• Exercise details: Your task is to give the number of lines in the listing that include "TypeScript", and nothing else.

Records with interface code
%%

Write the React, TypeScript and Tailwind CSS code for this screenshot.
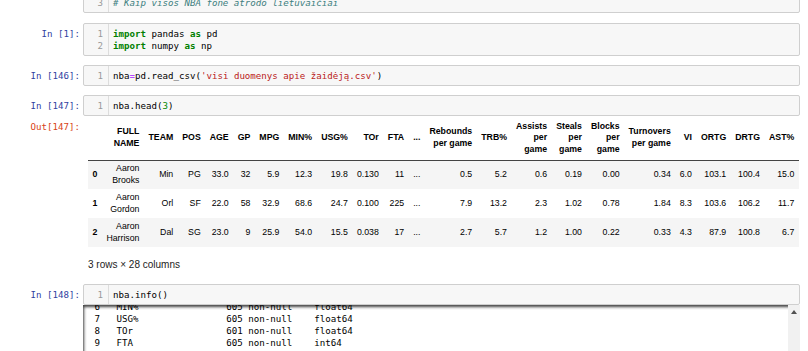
import React from 'react';

const mono = "font-['DejaVu_Sans_Mono',monospace] text-[9.15px] leading-[12px]";

function Kw({ children }: { children: React.ReactNode }) {
  return <span className="font-bold text-[#008000]">{children}</span>;
}

function CodeCell({ prompt, lines, start = 1 }: { prompt: string; lines: React.ReactNode[]; start?: number }) {
  return (
    <div className="flex items-start">
      <div className={`${mono} w-[80px] shrink-0 pt-[5px] text-right text-[#303F9F]`}>{prompt}</div>
      <div className="ml-[3px] flex flex-1 rounded-[2px] border border-[#cfcfcf] bg-[#f7f7f7]">
        <div className={`${mono} w-[25px] shrink-0 border-r border-[#dddddd] py-[3.5px] pr-[5px] text-right text-[#999999]`}>
          {lines.map((_, i) => (
            <div key={i} className="h-[12px]">{start + i}</div>
          ))}
        </div>
        <div className={`${mono} py-[3.5px] pl-[4px] whitespace-pre text-black`}>
          {lines.map((l, i) => (
            <div key={i} className="h-[12px]">{l}</div>
          ))}
        </div>
      </div>
    </div>
  );
}

const headers: React.ReactNode[] = [
  '',
  <>FULL<br />NAME</>,
  'TEAM', 'POS', 'AGE', 'GP', 'MPG', 'MIN%', 'USG%', 'TOr', 'FTA', '...',
  <>Rebounds<br />per game</>,
  'TRB%',
  <>Assists<br />per<br />game</>,
  <>Steals<br />per<br />game</>,
  <>Blocks<br />per<br />game</>,
  <>Turnovers<br />per game</>,
  'VI', 'ORTG', 'DRTG', 'AST%',
];

const rows: { idx: string; name: React.ReactNode; vals: string[] }[] = [
  {
    idx: '0',
    name: <>Aaron<br />Brooks</>,
    vals: ['Min', 'PG', '33.0', '32', '5.9', '12.3', '19.8', '0.130', '11', '...', '0.5', '5.2', '0.6', '0.19', '0.00', '0.34', '6.0', '103.1', '100.4', '15.0'],
  },
  {
    idx: '1',
    name: <>Aaron<br />Gordon</>,
    vals: ['Orl', 'SF', '22.0', '58', '32.9', '68.6', '24.7', '0.100', '225', '...', '7.9', '13.2', '2.3', '1.02', '0.78', '1.84', '8.3', '103.6', '106.2', '11.7'],
  },
  {
    idx: '2',
    name: <>Aaron<br />Harrison</>,
    vals: ['Dal', 'SG', '23.0', '9', '25.9', '54.0', '15.5', '0.038', '17', '...', '2.7', '5.7', '1.2', '1.00', '0.22', '0.33', '4.3', '87.9', '100.8', '6.7'],
  },
];

const infoLines = [
  ' 6   MIN%                605 non-null    float64',
  ' 7   USG%                605 non-null    float64',
  ' 8   TOr                 601 non-null    float64',
  ' 9   FTA                 605 non-null    int64',
];

export default function App() {
  return (
    <div className="h-[351px] w-[808px] overflow-hidden bg-white">
      <div className="-mt-[32px] flex flex-col pr-[8px]">
        {/* first cell, scrolled mostly out of view */}
        <CodeCell
          prompt=""
          lines={[
            <span className="italic text-[#408080]"># NBA žaidėjų duomenys</span>,
            <span className="italic text-[#408080]"># 2017-2018 sezonas</span>,
            <span className="italic text-[#408080]"># Kaip visos NBA fone atrodo lietuvaičiai</span>,
          ]}
        />

        <div className="mt-[10px]">
          <CodeCell
            prompt="In [1]:"
            lines={[
              <><Kw>import</Kw> pandas <Kw>as</Kw> pd</>,
              <><Kw>import</Kw> numpy <Kw>as</Kw> np</>,
            ]}
          />
        </div>

        <div className="mt-[9px]">
          <CodeCell
            prompt="In [146]:"
            lines={[
              <>nba<span className="text-[#AA22FF]">=</span>pd.read_csv(<span className="text-[#BA2121]">'visi duomenys apie žaidėją.csv'</span>)</>,
            ]}
          />
        </div>

        <div className="mt-[9px]">
          <CodeCell
            prompt="In [147]:"
            lines={[<>nba.head(<span className="text-[#008800]">3</span>)</>]}
          />
        </div>

        {/* dataframe output */}
        <div className="flex items-start">
          <div className={`${mono} w-[80px] shrink-0 pt-[5px] text-right text-[#D84315]`}>Out[147]:</div>
          <div className="ml-[3px] flex-1 pl-[5px] font-['Liberation_Sans',Arial,sans-serif] text-[8.75px] leading-[11.5px] text-black">
            <table className="border-collapse">
              <thead>
                <tr className="border-b border-[#444444]">
                  {headers.map((h, i) => (
                    <th key={i} className="h-[44px] whitespace-nowrap px-[4.5px] py-0 text-right align-middle font-bold">
                      {h}
                    </th>
                  ))}
                </tr>
              </thead>
              <tbody>
                {rows.map((r, ri) => (
                  <tr key={r.idx} className={ri % 2 === 0 ? 'bg-[#f5f5f5]' : 'bg-white'}>
                    <th className="h-[29px] px-[4.5px] py-0 text-left align-middle font-bold">{r.idx}</th>
                    <td className="h-[29px] whitespace-nowrap px-[4.5px] py-0 text-right align-middle">{r.name}</td>
                    {r.vals.map((v, vi) => (
                      <td key={vi} className="h-[29px] whitespace-nowrap px-[4.5px] py-0 text-right align-middle">
                        {v}
                      </td>
                    ))}
                  </tr>
                ))}
              </tbody>
            </table>
            <p className="mt-[12px] text-[10px] leading-[12px] text-[#222222]">3 rows × 28 columns</p>
          </div>
        </div>

        <div className="mt-[13px]">
          <CodeCell prompt="In [148]:" lines={['nba.info()']} />
        </div>

        {/* scrolled output */}
        <div className="flex">
          <div className="w-[83px] shrink-0" />
          <div className="flex h-[60px] flex-1 overflow-hidden shadow-[inset_1px_2px_3px_rgba(0,0,0,0.75)]">
            <div className={`${mono} -mt-[4px] flex-1 whitespace-pre pl-[6px] leading-[12.3px] text-black`}>
              {infoLines.map((l) => (
                <div key={l}>{l}</div>
              ))}
            </div>
            <div className="flex w-[12px] shrink-0 justify-center bg-[#f1f1f1] pt-[5px]">
              <svg width="6" height="4" viewBox="0 0 6 4">
                <path d="M0 4 L3 0 L6 4 Z" fill="#505050" />
              </svg>
            </div>
          </div>
        </div>
      </div>
    </div>
  );
}
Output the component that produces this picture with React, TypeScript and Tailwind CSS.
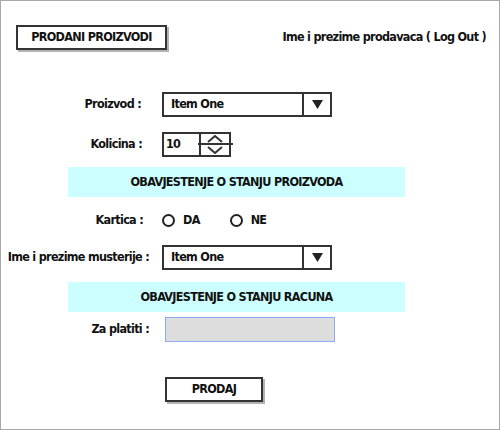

%%

• Solution to the exercise: 2